• **Supplied material**
%%

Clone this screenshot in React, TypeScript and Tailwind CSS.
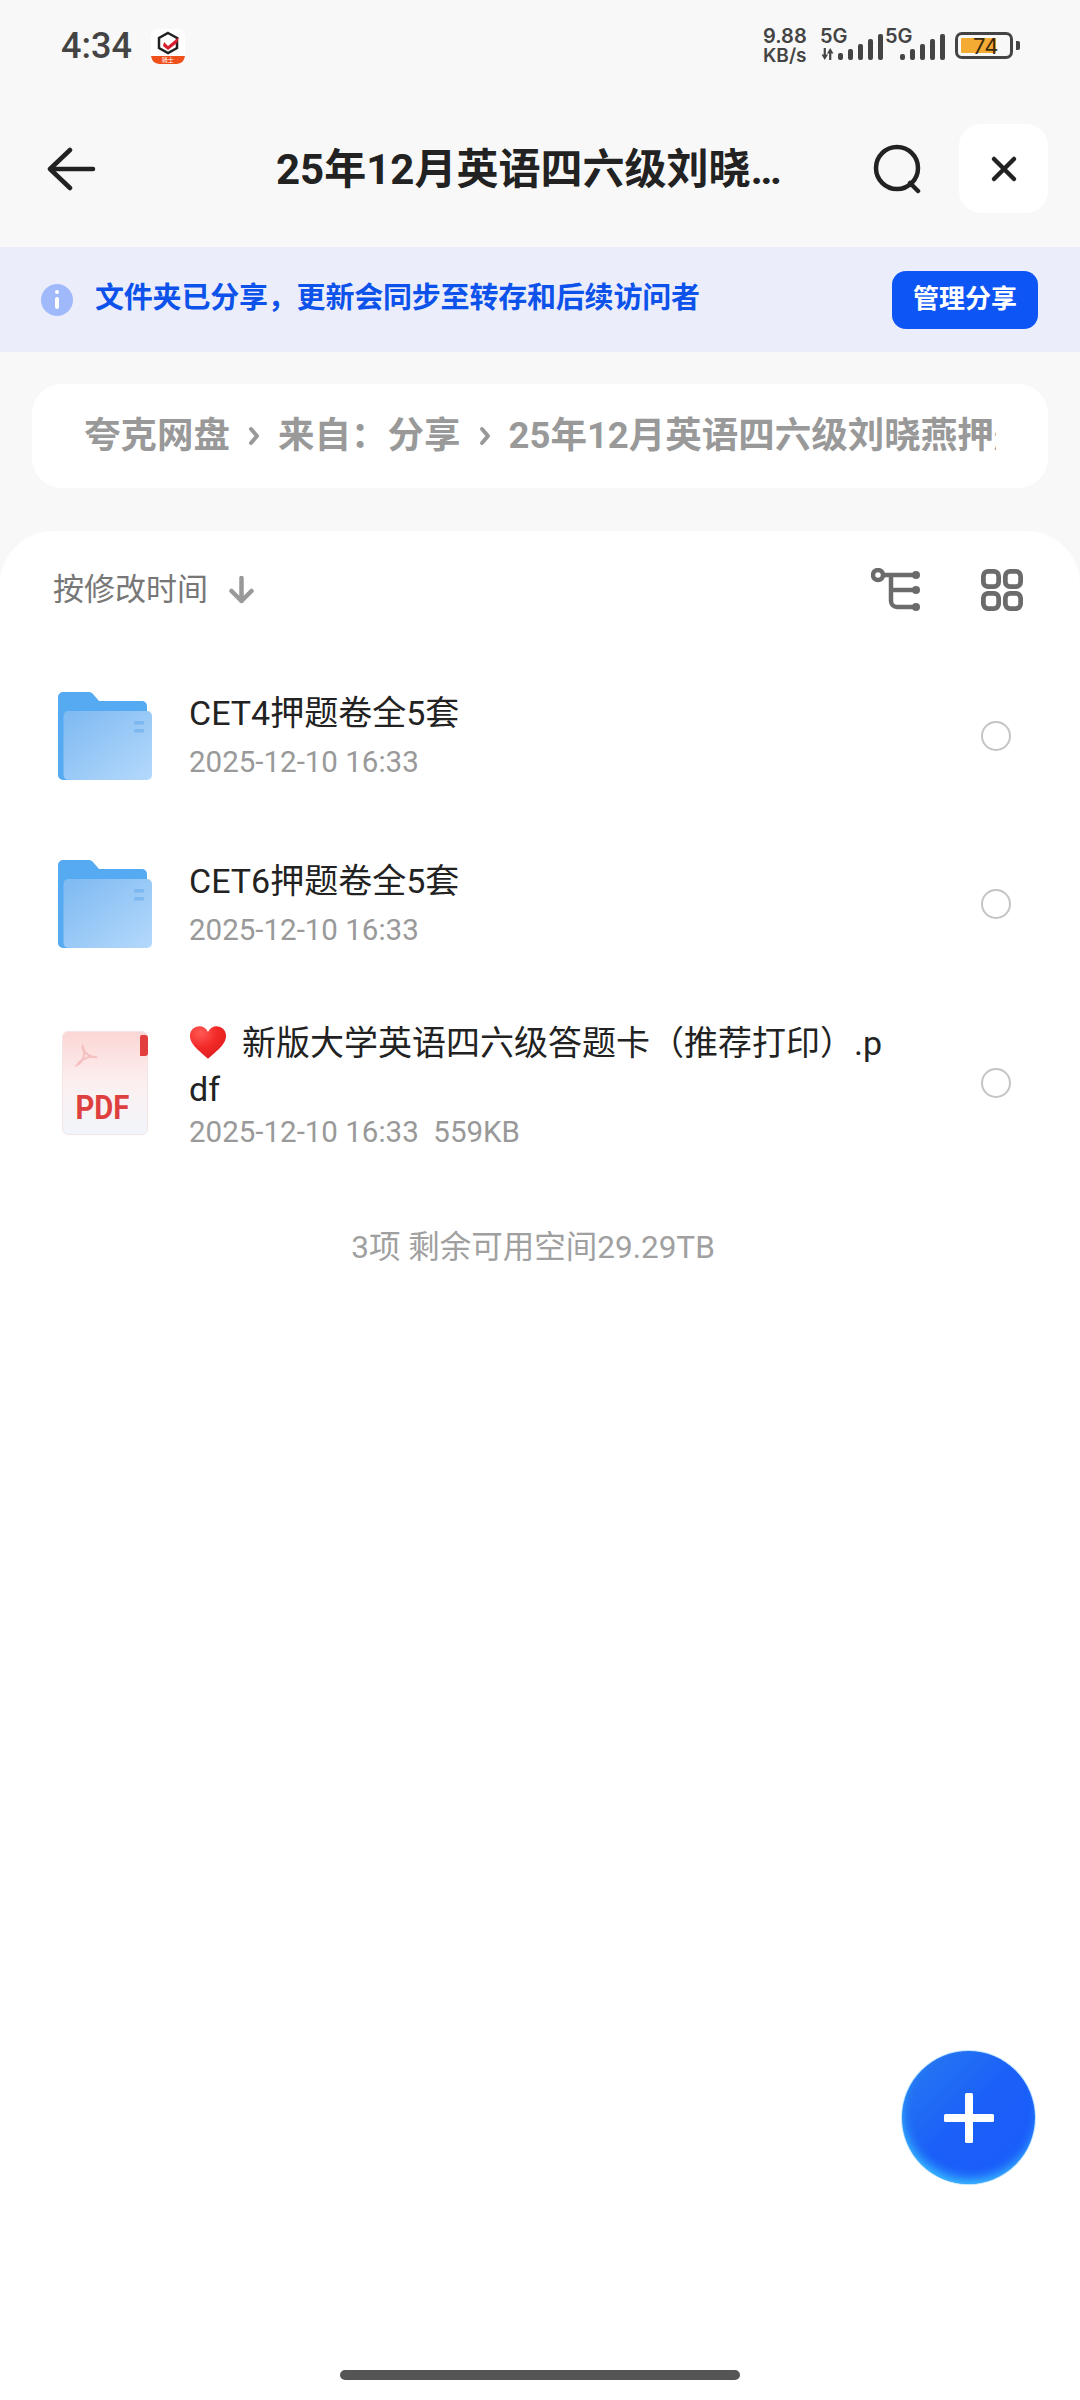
const font = { fontFamily: '"Roboto", "Noto Sans CJK SC", sans-serif' };

function AppBadge() {
  return (
    <div className="w-[34px] h-[35px] rounded-[8px] bg-white flex flex-col items-center justify-between overflow-hidden">
      <svg viewBox="0 0 34 26" className="w-[34px] h-[26px]">
        <path d="M17 4l9 5v10l-9 5-9-5V9z" fill="none" stroke="#222" strokeWidth="2.500" />
        <path d="M13 13l4 4 11-9-2 6-9 7-5-4z" fill="#d81e2c" />
      </svg>
      <div className="w-full h-[8px] bg-[#f0501c] rounded-b-[12px] text-[6px] leading-[8px] text-white text-center">骑士</div>
    </div>
  );
}

function Signal({ tops, className }: { tops: number[]; className: string }) {
  return (
    <div className={`flex items-end gap-[5px] h-[27px] ${className}`}>
      {tops.map((h, i) => (
        <div key={i} className="w-[5px] rounded-[2px] bg-[#444]" style={{ height: h }} />
      ))}
    </div>
  );
}

function StatusBar() {
  return (
    <div className="h-[90px] flex items-start justify-between pl-[61px] pr-[60px] pt-[26px]">
      <div className="flex items-center gap-[19px] mt-[1px]">
        <span className="text-[36px] leading-[38px] font-medium text-[#444]">4:34</span>
        <AppBadge />
      </div>
      <div className="flex items-start text-[#444]">
        <div className="text-[20px] leading-[19px] font-semibold w-[57px] whitespace-nowrap mt-[1px] font-['Inter']">
          <div>9.88</div>
          <div className="text-[19px]">KB/s</div>
        </div>
        <div className="w-[18px] mt-[2px]">
          <div className="text-[20px] leading-[16px] font-semibold whitespace-nowrap font-['Inter']">5G</div>
          <svg viewBox="0 0 13 11" className="w-[15px] h-[12px] mt-[4px]" fill="#444">
            <path d="M3 0h2v6h2L4 11 1 6h2zM9 0l3 5h-2v6H8V5H6z" />
          </svg>
        </div>
        <Signal tops={[7, 11, 16, 21, 26]} className="mt-[7px] w-[47px]" />
        <div className="w-[15px] mt-[2px] text-[20px] leading-[16px] font-semibold whitespace-nowrap font-['Inter']">5G</div>
        <Signal tops={[6, 11, 16, 21, 26]} className="mt-[7px] w-[45px]" />
        <div className="ml-[10px] mt-[6px] flex items-center gap-[3px]">
          <div className="relative w-[58px] h-[27px] rounded-[7px] border-[3px] border-[#444] pl-[3px] py-[3px]">
            <div className="h-full w-[35px] bg-[#f4ab33] rounded-[1px]" />
            <span className="absolute inset-0 pl-[15px] flex items-center text-[22px] leading-none text-[#3a2c10] font-['Inter']">74</span>
          </div>
          <div className="w-[4px] h-[9px] bg-[#444] rounded-r-[2px]" />
        </div>
      </div>
    </div>
  );
}

function Header() {
  return (
    <div className="h-[89px] mt-[34px] flex items-center pl-[46px] pr-[32px]">
      <svg viewBox="0 0 50 44" className="w-[50px] h-[44px] shrink-0" fill="none" stroke="#222" strokeWidth="4.500" strokeLinecap="round" strokeLinejoin="round">
        <path d="M24 3L4 22l20 19" />
        <path d="M5 22h42" />
      </svg>
      <div className="flex-1 pl-[180px] pt-[3px] text-[42px] leading-[50px] font-bold text-[#222] whitespace-nowrap">
        25年12月英语四六级刘晓…
      </div>
      <svg viewBox="0 0 50 50" className="w-[50px] h-[50px] shrink-0 mr-[36px] mt-[1px]" fill="none" stroke="#222" strokeWidth="4.500" strokeLinecap="round">
        <circle cx="24" cy="24" r="21" />
        <path d="M37 39l8 8" />
      </svg>
      <div className="w-[89px] h-[89px] rounded-[22px] bg-white flex items-center justify-center shrink-0">
        <svg viewBox="0 0 28 28" className="w-[28px] h-[28px]" fill="none" stroke="#222" strokeWidth="4.500" strokeLinecap="round">
          <path d="M4 4l20 20M24 4L4 24" />
        </svg>
      </div>
    </div>
  );
}

function Banner() {
  return (
    <div className="mt-[34px] h-[105px] bg-[#ebeefa] flex items-center pl-[41px] pr-[42px]">
      <div className="w-[32px] h-[32px] rounded-full bg-[#a0b9fb] flex flex-col items-center justify-center gap-[3px] shrink-0">
        <div className="w-[4px] h-[4px] bg-white rounded-full" />
        <div className="w-[4px] h-[12px] bg-white rounded-[2px]" />
      </div>
      <span className="ml-[22px] flex-1 pb-[3px] text-[29px] leading-[40px] font-bold text-[#0d52ea] whitespace-nowrap tracking-[-0.2px]">
        文件夹已分享，更新会同步至转存和后续访问者
      </span>
      <div className="w-[146px] h-[58px] rounded-[14px] bg-[#0d55f5] text-white text-[26px] font-bold flex items-center justify-center">
        管理分享
      </div>
    </div>
  );
}

function Chevron() {
  return (
    <svg viewBox="0 0 12 20" className="w-[12px] h-[20px] mx-[18px] shrink-0" fill="none" stroke="#999" strokeWidth="4" strokeLinecap="round" strokeLinejoin="round">
      <path d="M3 3l6 7-6 7" />
    </svg>
  );
}

function Breadcrumb() {
  return (
    <div className="mt-[32px] mx-[32px] h-[104px] rounded-[30px] bg-white pl-[52px] pr-[52px] flex items-center">
      <div className="flex items-center overflow-hidden whitespace-nowrap text-[36.5px] leading-[48px] font-bold text-[#999]">
        <span>夸克网盘</span>
        <Chevron />
        <span>来自：分享</span>
        <Chevron />
        <span>25年12月英语四六级刘晓燕押题卷</span>
      </div>
    </div>
  );
}

function FolderIcon() {
  return (
    <svg viewBox="0 0 94 88" className="w-[94px] h-[88px] shrink-0">
      <defs>
        <linearGradient id="fold" x1="0" y1="0" x2="1" y2="1">
          <stop offset="0" stopColor="#7db9f1" />
          <stop offset="1" stopColor="#b5d9fc" />
        </linearGradient>
      </defs>
      <path d="M0 5a5 5 0 0 1 5-5h26a5 5 0 0 1 4 2l6 7h43a5 5 0 0 1 5 5v74H5a5 5 0 0 1-5-5z" fill="#55aaf1" />
      <rect x="5.500" y="19" width="88.500" height="69" rx="5" fill="url(#fold)" />
      <rect x="76" y="29" width="10" height="3.500" rx="1" fill="#7db8f0" />
      <rect x="76" y="37" width="10" height="3.500" rx="1" fill="#7db8f0" />
    </svg>
  );
}

function PdfIcon() {
  return (
    <div className="relative w-[86px] h-[104px] shrink-0 ml-[4px]">
      <div className="absolute inset-0 rounded-[6px] border border-[#f5e4e4] bg-gradient-to-b from-[#fbd6d5] via-[#fcf0f0] to-[#f1f5fb] flex flex-col items-center">
        <svg viewBox="0 0 24 24" className="absolute left-[12px] top-[12px] w-[23px] h-[23px]" fill="none" stroke="#f5bfc0" strokeWidth="2">
          <path d="M8 2c-1 4 4 11 15 12-7-2-16 1-21 8 5-2 10-10 6-20z" />
        </svg>
        <span className="mt-[57px] -ml-[6px] text-[34px] leading-[36px] font-bold text-[#de4040] scale-x-[0.86]">PDF</span>
      </div>
      <div className="absolute right-0 top-[4px] w-[8px] h-[21px] rounded-r-[3px] rounded-tl-[2px] bg-[#e33e3e]" />
    </div>
  );
}

function Radio() {
  return <div className="w-[30px] h-[30px] rounded-full border-2 border-[#c4c4c4] shrink-0" />;
}

function FileRow({ name, meta, icon, rowHeight, nameClass = "", metaClass = "mt-[6px]" }: { name: React.ReactNode; meta: string; icon: React.ReactNode; rowHeight: string; nameClass?: string; metaClass?: string }) {
  return (
    <div className={`flex items-center pl-[58px] pr-[69px] ${rowHeight}`}>
      <div className="w-[94px] flex justify-start">{icon}</div>
      <div className="ml-[37px] flex-1 min-w-0 pr-[92px]">
        <div className={`text-[34px] leading-[46px] text-[#222] ${nameClass}`}>{name}</div>
        <div className={`text-[29.5px] leading-[40px] text-[#999] whitespace-pre ${metaClass}`}>{meta}</div>
      </div>
      <Radio />
    </div>
  );
}

function Heart() {
  return (
    <svg viewBox="0 0 40 36" className="inline-block w-[38px] h-[35px] align-[-5px] mr-[15px]">
      <defs>
        <radialGradient id="heart" cx="0.3" cy="0.2" r="0.9">
          <stop offset="0" stopColor="#ff5a55" />
          <stop offset="0.5" stopColor="#f22a28" />
          <stop offset="1" stopColor="#dc1c1c" />
        </radialGradient>
      </defs>
      <path d="M20 35C8 25 1 19 1 11 1 5 6 1 11 1c4 0 7 2 9 6 2-4 5-6 9-6 5 0 10 4 10 10 0 8-7 14-19 24z" fill="url(#heart)" />
    </svg>
  );
}

function FileList() {
  return (
    <div className="mt-[43px] rounded-t-[54px] bg-white flex-1">
      <div className="h-[118px] flex items-center pl-[53px] pr-[57px]">
        <span className="text-[31px] text-[#777]">按修改时间</span>
        <svg viewBox="0 0 26 28" className="ml-[20px] w-[27px] h-[28px]" fill="none" stroke="#999" strokeWidth="4.500" strokeLinecap="round" strokeLinejoin="round">
          <path d="M13 2v23M3 15l10 10 10-10" />
        </svg>
        <div className="flex-1" />
        <svg viewBox="0 0 52 44" className="w-[52px] h-[44px]" fill="none" stroke="#6b6b6b" strokeWidth="4.500">
          <circle cx="7" cy="7" r="5" />
          <path d="M12 7h32M20 7v26a6 6 0 0 0 6 6h18M20 22h24" />
          <circle cx="45" cy="7" r="4" fill="#6b6b6b" stroke="none" />
          <circle cx="45" cy="22" r="4" fill="#6b6b6b" stroke="none" />
          <circle cx="45" cy="39" r="4" fill="#6b6b6b" stroke="none" />
        </svg>
        <svg viewBox="0 0 44 44" className="ml-[58px] w-[42px] h-[42px]" fill="none" stroke="#6b6b6b" strokeWidth="5">
          <rect x="2.500" y="2.500" width="16" height="16" rx="5" />
          <rect x="25.500" y="2.500" width="16" height="16" rx="5" />
          <rect x="2.500" y="25.500" width="16" height="16" rx="5" />
          <rect x="25.500" y="25.500" width="16" height="16" rx="5" />
        </svg>
      </div>
      <div className="pt-[3px]">
        <FileRow rowHeight="h-[168px]" icon={<FolderIcon />} name="CET4押题卷全5套" meta="2025-12-10 16:33" />
        <FileRow rowHeight="h-[168px]" icon={<FolderIcon />} name="CET6押题卷全5套" meta="2025-12-10 16:33" />
        <FileRow
          rowHeight="h-[190px]"
          icon={<PdfIcon />}
          nameClass="pt-[6px]"
          metaClass=""
          name={<span className="break-all"><Heart />新版大学英语四六级答题卡（推荐打印）.pdf</span>}
          meta="2025-12-10 16:33  559KB"
        />
      </div>
      <div className="mt-[50px] pr-[14px] text-center text-[31.5px] leading-[40px] text-[#a0a0a0]">3项 剩余可用空间29.29TB</div>
    </div>
  );
}

export default function App() {
  return (
    <div className="relative h-[2400px] w-[1080px] overflow-hidden bg-[#f8f8f8] flex flex-col" style={font}>
      <StatusBar />
      <Header />
      <Banner />
      <Breadcrumb />
      <FileList />

      {/* floating add button */}
      <div className="absolute left-[902px] top-[2051px] w-[133px] h-[133px] rounded-full bg-gradient-to-br from-[#2a7bf0] via-[#1b5ff8] to-[#1a5cfb] flex items-center justify-center shadow-[inset_2px_-8px_12px_-4px_#3cc8ff,0_0_0_1px_#bfe6ff]">
        <svg viewBox="0 0 52 52" className="w-[52px] h-[52px]" fill="white">
          <rect x="22" y="1" width="8" height="50" rx="1.500" />
          <rect x="1" y="22" width="50" height="8" rx="1.500" />
        </svg>
      </div>

      {/* gesture bar */}
      <div className="absolute left-[340px] top-[2370px] w-[400px] h-[10px] rounded-full bg-[#555]" />
    </div>
  );
}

%%

• **Prompt**
Find the lines above holding the word "React" and show them.

• **Answer**
Clone this screenshot in React, TypeScript and Tailwind CSS.
function FileRow({ name, meta, icon, rowHeight, nameClass = "", metaClass = "mt-[6px]" }: { name: React.ReactNode; meta: string; icon: React.ReactNode; rowHeight: string; nameClass?: string; metaClass?: string }) {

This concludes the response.